■ **Work required**
Only the lines from the one with "Write a component" through the one with "import React from", inclusive, should be echoed exactly; pictures are left out.

Dataset items:
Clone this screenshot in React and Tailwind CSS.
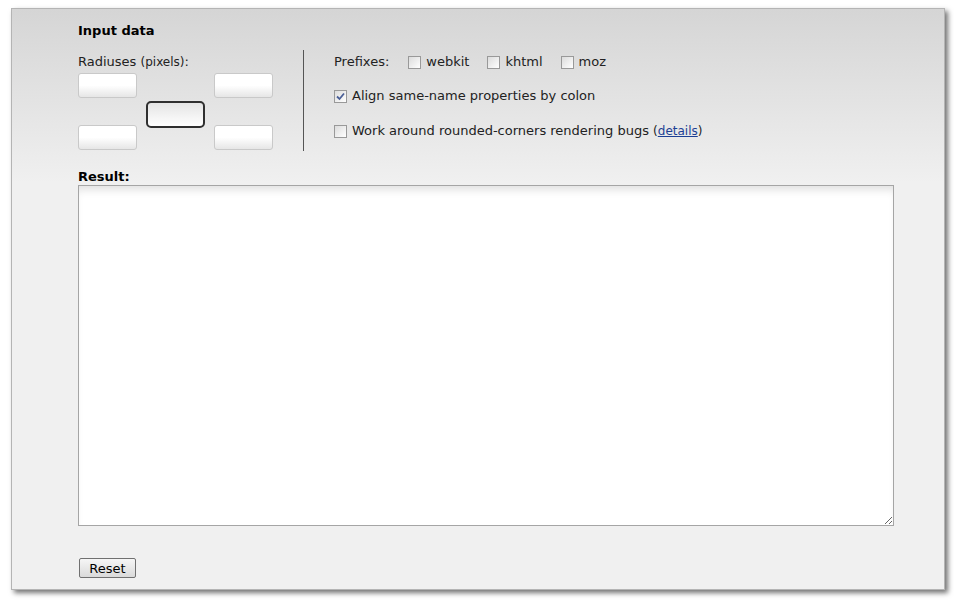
import React, { useState } from "react";

const font = { fontFamily: '"DejaVu Sans", Verdana, sans-serif' };

const Box = ({ checked, onChange }) => (
  <span
    onClick={onChange}
    className="inline-flex h-[13px] w-[13px] items-center justify-center border border-[#999] bg-gradient-to-br from-[#dcdcdc] to-white"
  >
    {checked && (
      <svg width="9" height="9" viewBox="0 0 9 9">
        <path d="M1 4.5 L3.5 7 L8 1.5" fill="none" stroke="#4a5f97" strokeWidth="1.8" />
      </svg>
    )}
  </span>
);

const Radius = ({ active }) =>
  active ? (
    <input className="h-[27px] w-[59px] rounded-[5px] border-2 border-[#2f2f2f] bg-gradient-to-b from-[#e4e4e4] to-white outline-none" />
  ) : (
    <input className="h-[25px] w-[59px] rounded-[3px] border border-[#c9c9c9] bg-gradient-to-b from-white via-white to-[#e6e6e6] outline-none" />
  );

export default function App() {
  const [prefix, setPrefix] = useState({ webkit: false, khtml: false, moz: false });
  const [align, setAlign] = useState(true);
  const [work, setWork] = useState(false);

  return (
    <div className="min-h-[600px] bg-white pl-[11px] pt-[8px]" style={font}>
      <div className="h-[582px] w-[934px] border border-[#b4b4b4] bg-gradient-to-b from-[#d5d5d5] to-[#f0f0f0] to-[30%] pl-[66px] pt-[14px] text-[13px] text-[#222] shadow-[3px_3px_5px_rgba(0,0,0,0.55)]">
        <h2 className="font-bold leading-4 text-black">Input data</h2>

        <div className="mt-[11px] flex">
          {/* radius inputs */}
          <div className="w-[225px] pt-[4px]">
            <div className="leading-4">
              Radiuses <span className="text-[12px]">(pixels)</span>:
            </div>
            <div className="mt-[3px] flex gap-[9px]">
              <div className="flex h-[77px] flex-col justify-between">
                <Radius />
                <Radius />
              </div>
              <div className="pt-[28px]">
                <Radius active />
              </div>
              <div className="flex h-[77px] flex-col justify-between">
                <Radius />
                <Radius />
              </div>
            </div>
          </div>

          <div className="flex h-[101px] flex-col border-l border-[#555] pl-[30px] pt-[4px]">
            <div className="flex items-center leading-4">
              <span className="mr-[19px]">Prefixes:</span>
              {["webkit", "khtml", "moz"].map((p) => (
                <label key={p} className="mr-[18px] flex items-center gap-[5px]">
                  <Box checked={prefix[p]} onChange={() => setPrefix({ ...prefix, [p]: !prefix[p] })} />
                  {p}
                </label>
              ))}
            </div>
            <label className="mt-[18px] flex items-center gap-[5px] leading-4">
              <Box checked={align} onChange={() => setAlign(!align)} />
              Align same-name properties by colon
            </label>
            <label className="mt-[19px] flex items-center gap-[5px] leading-4">
              <Box checked={work} onChange={() => setWork(!work)} />
              <span>
                Work around rounded-corners rendering bugs{" "}
                <span className="text-[12px]">
                  (<a href="#" className="text-[#1c3f94] underline">details</a>)
                </span>
              </span>
            </label>
          </div>
        </div>

        <div className="mt-[18px] font-bold leading-4 text-black">Result:</div>
        <textarea className="block h-[341px] w-[816px] resize border border-[#a5a5a5] bg-white shadow-[inset_0_8px_8px_-4px_rgba(0,0,0,0.12)] outline-none" />

        <button className="mt-[32px] ml-[1px] h-[20px] w-[57px] rounded-[2px] border border-[#707070] bg-gradient-to-b from-[#f6f6f6] to-[#dadada] text-[13px] leading-none text-black">
          Reset
        </button>
      </div>
    </div>
  );
}
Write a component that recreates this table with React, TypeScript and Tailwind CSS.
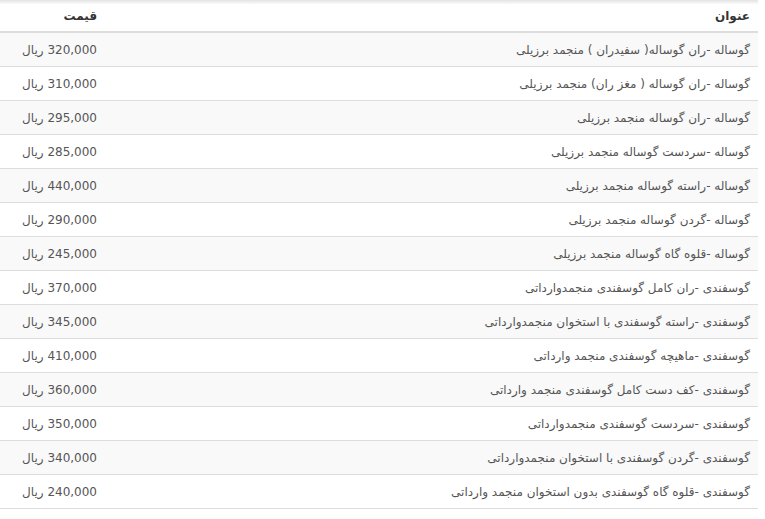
import React from "react";

const rows: [string, string][] = [
  ["گوساله -ران گوساله( سفیدران ) منجمد برزیلی", "320,000"],
  ["گوساله -ران گوساله ( مغز ران) منجمد برزیلی", "310,000"],
  ["گوساله -ران گوساله منجمد برزیلی", "295,000"],
  ["گوساله -سردست گوساله منجمد برزیلی", "285,000"],
  ["گوساله -راسته گوساله منجمد برزیلی", "440,000"],
  ["گوساله -گردن گوساله منجمد برزیلی", "290,000"],
  ["گوساله -قلوه گاه گوساله منجمد برزیلی", "245,000"],
  ["گوسفندی -ران کامل گوسفندی منجمدوارداتی", "370,000"],
  ["گوسفندی -راسته گوسفندی با استخوان منجمدوارداتی", "345,000"],
  ["گوسفندی -ماهیچه گوسفندی منجمد وارداتی", "410,000"],
  ["گوسفندی -کف دست کامل گوسفندی منجمد وارداتی", "360,000"],
  ["گوسفندی -سردست گوسفندی منجمدوارداتی", "350,000"],
  ["گوسفندی -گردن گوسفندی با استخوان منجمدوارداتی", "340,000"],
  ["گوسفندی -قلوه گاه گوسفندی بدون استخوان منجمد وارداتی", "240,000"],
];

export default function App() {
  return (
    <div className="w-[765px] h-[519px] bg-white overflow-hidden" style={{ fontFamily: "'DejaVu Sans', sans-serif" }}>
      <div dir="rtl" className="w-[758px] text-[12px] text-[#555]">
        <div className="flex h-[33px] items-center border-b-2 border-[#ddd] bg-gradient-to-b from-[#e3e3e3] via-white via-[15%] to-white font-bold text-[#333]">
          <div className="flex-1 px-2">عنوان</div>
          <div className="w-[105px] px-2">قیمت</div>
        </div>
        {rows.map(([t, p], i) => (
          <div key={i} className={`flex h-[34px] items-center border-b border-[#ddd] ${i % 2 === 0 ? "bg-[#f9f9f9]" : "bg-white"}`}>
            <div className="flex-1 px-2 whitespace-nowrap">{t}</div>
            <div className="w-[105px] px-2 whitespace-nowrap">
              {p} <span className="tracking-[-0.5px]">ریال</span>
            </div>
          </div>
        ))}
      </div>
    </div>
  );
}
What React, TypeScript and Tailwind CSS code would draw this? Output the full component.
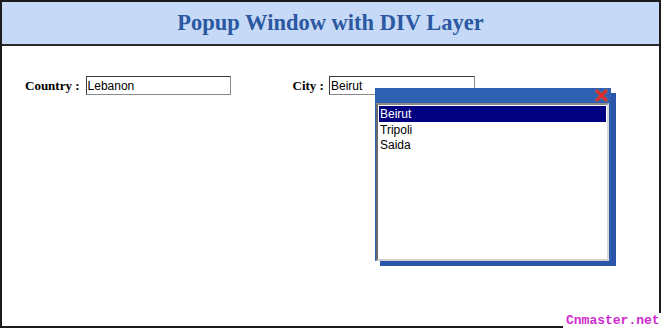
export default function App() {
  return (
    <div className="relative w-[662px] h-[329px] bg-white overflow-hidden">
      <div className="w-[661px] h-[328px] border-2 border-[#1c1c1c] flex flex-col">
        <div className="h-[44px] bg-[#c6daf7] border-b-2 border-[#2a2a2a] flex items-center justify-center shrink-0">
          <h1 className="text-[22.5px] font-bold text-[#2b58a0] font-['Liberation_Serif',serif] leading-none">
            Popup Window with DIV Layer
          </h1>
        </div>
        <div className="flex items-center mt-[30px] pl-[23px] font-['Liberation_Serif',serif] text-[13px] font-bold text-black">
          <span>Country :</span>
          <div className="ml-[6px] w-[145px] h-[19px] border border-[#3a3a3a] border-r-[#8a8a8a] border-b-[#8a8a8a] bg-white px-[1px] flex items-center font-['Liberation_Sans',sans-serif] font-normal text-[12px]">
            Lebanon
          </div>
          <span className="ml-[62px]">City :</span>
          <div className="ml-[5px] w-[146px] h-[19px] border border-[#3a3a3a] border-r-[#8a8a8a] border-b-[#8a8a8a] bg-white px-[1px] flex items-center font-['Liberation_Sans',sans-serif] font-normal text-[12px]">
            Beirut
          </div>
        </div>
      </div>

      {/* popup layer */}
      <div className="absolute left-[375px] top-[88px] w-[236px] h-[173px] bg-[#2f5fb0] shadow-[5px_5px_0_#2b55a8] flex flex-col">
        <div className="h-[15px] shrink-0 flex justify-end pr-[2px]">
          <svg width="15" height="15" viewBox="0 0 15 15">
            <path d="M3 3 L12 12 M12 3 L3 12" stroke="#6b6b7a" strokeWidth="4.5" strokeLinecap="round" />
            <path d="M3 3 L12 12 M12 3 L3 12" stroke="#e02828" strokeWidth="2.5" strokeLinecap="round" />
          </svg>
        </div>
        <div className="flex-1 ml-[1px] mr-[2px] bg-white border-2 border-t-[#8a8a8a] border-l-[#6a6a6a] border-r-[#d8d8d8] border-b-[#d0d0d0] p-[1px] font-['Liberation_Sans',sans-serif] text-[12px] leading-[15px] text-black">
          <div className="bg-[#000080] text-white pl-[1px] h-[16px] leading-[16px]">Beirut</div>
          <div className="pl-[1px] pt-[1px]">Tripoli</div>
          <div className="pl-[1px]">Saida</div>
        </div>
      </div>

      {/* watermark */}
      <div className="absolute right-0 bottom-0 w-[99px] h-[16px] bg-white pl-[3px] font-['Liberation_Mono',monospace] font-bold text-[13px] leading-[16px] text-[#cf2ccf]">
        Cnmaster.net
      </div>
    </div>
  );
}
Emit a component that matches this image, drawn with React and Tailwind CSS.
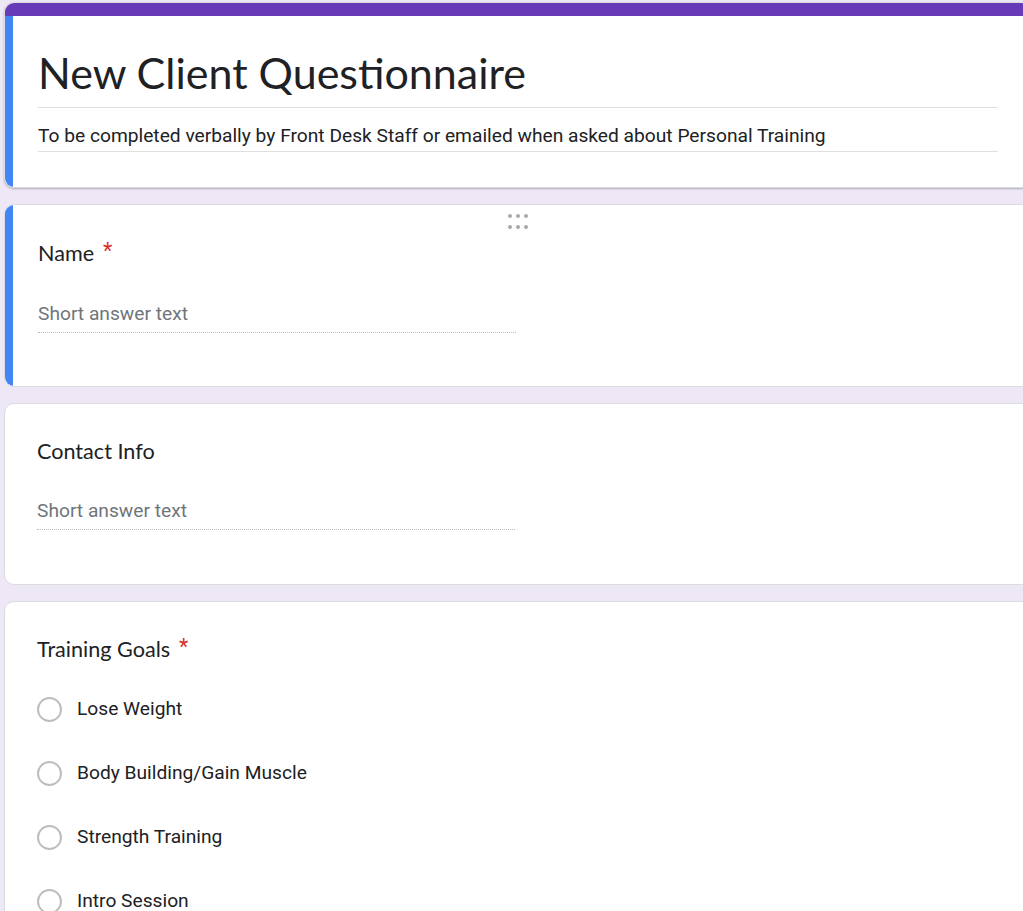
const titleFont = { fontFamily: '"Lato", "Open Sans", sans-serif' };

function Asterisk() {
  return <span className="ml-[9px] relative -top-[3px] text-[#d93025]" style={{ fontFamily: 'Roboto, sans-serif' }}>*</span>;
}

function DragHandle() {
  return (
    <div className="flex justify-center pt-[9px] h-[27px]">
      <div className="grid grid-cols-3 gap-x-[4px] gap-y-[3px]">
        {[0, 1, 2, 3, 4, 5].map((i) => (
          <span key={i} className="block w-[4px] h-[4px] rounded-full bg-[#a8a8a8]" />
        ))}
      </div>
    </div>
  );
}

function ShortAnswer({ label, required }) {
  return (
    <>
      <div className="text-[21.6px] leading-[28px] text-[#202124]" style={titleFont}>
        {label}
        {required && <Asterisk />}
      </div>
      <div className="mt-[34px] w-[478px] border-b border-dotted border-[#bdbdbd] pb-[6px] text-[19.2px] leading-[24px] text-[#70757a] font-['Roboto',sans-serif]">
        Short answer text
      </div>
    </>
  );
}

function Radio({ label }) {
  return (
    <div className="flex items-center h-[64px]">
      <span className="block w-[25px] h-[25px] rounded-full border-[2px] border-[#bdbdbd]" />
      <span className="ml-[15px] text-[19.2px] text-[#202124] font-['Roboto',sans-serif]">{label}</span>
    </div>
  );
}

export default function App() {
  return (
    <div className="w-[1023px] h-[911px] overflow-hidden bg-[#ede7f6] pt-[2px] pl-[4px]">
      <div className="flex flex-col gap-[16px] w-[1027px]">
        {/* header card */}
        <div className="rounded-[10px] overflow-hidden bg-white border border-[#dadce0] shadow-[0_1px_2px_rgba(60,64,67,0.35)]">
          <div className="h-[13px] bg-[#673ab7]" />
          <div className="flex h-[171px]">
            <div className="w-[8px] bg-[#4285f4]" />
            <div className="flex-1 pl-[25px] pr-[32px]">
              <div className="pt-[31px] pb-[8px] border-b-[1.5px] border-[#e0e0e0] text-[43px] leading-[52px] text-[#202124]" style={titleFont}>
                New Client Questionnaire
              </div>
              <div className="pt-[16px] pb-[3px] border-b-[1.5px] border-[#e0e0e0] text-[19.2px] leading-[24px] text-[#202124] font-['Roboto',sans-serif]">
                To be completed verbally by Front Desk Staff or emailed when asked about Personal Training
              </div>
            </div>
          </div>
        </div>

        {/* Name */}
        <div className="rounded-[10px] overflow-hidden bg-white border border-[#dadce0] flex h-[183px]">
          <div className="w-[8px] bg-[#4285f4]" />
          <div className="flex-1 pl-[25px] pr-[32px]">
            <DragHandle />
            <div className="pt-[7px]">
              <ShortAnswer label="Name" required />
            </div>
          </div>
        </div>

        {/* Contact Info */}
        <div className="rounded-[10px] overflow-hidden bg-white border border-[#dadce0] h-[182px] pl-[32px] pr-[32px] pt-[33px]">
          <ShortAnswer label="Contact Info" />
        </div>

        {/* Training Goals */}
        <div className="rounded-[10px] overflow-hidden bg-white border border-[#dadce0] h-[400px] pl-[32px] pr-[32px] pt-[33px]">
          <div className="text-[21.6px] leading-[28px] text-[#202124]" style={titleFont}>
            Training Goals
            <Asterisk />
          </div>
          <div className="mt-[13px]">
            <Radio label="Lose Weight" />
            <Radio label="Body Building/Gain Muscle" />
            <Radio label="Strength Training" />
            <Radio label="Intro Session" />
          </div>
        </div>
      </div>
    </div>
  );
}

■ **Exercise solution**
Write a component that recreates this table with React, TypeScript and Tailwind CSS.
import React from "react";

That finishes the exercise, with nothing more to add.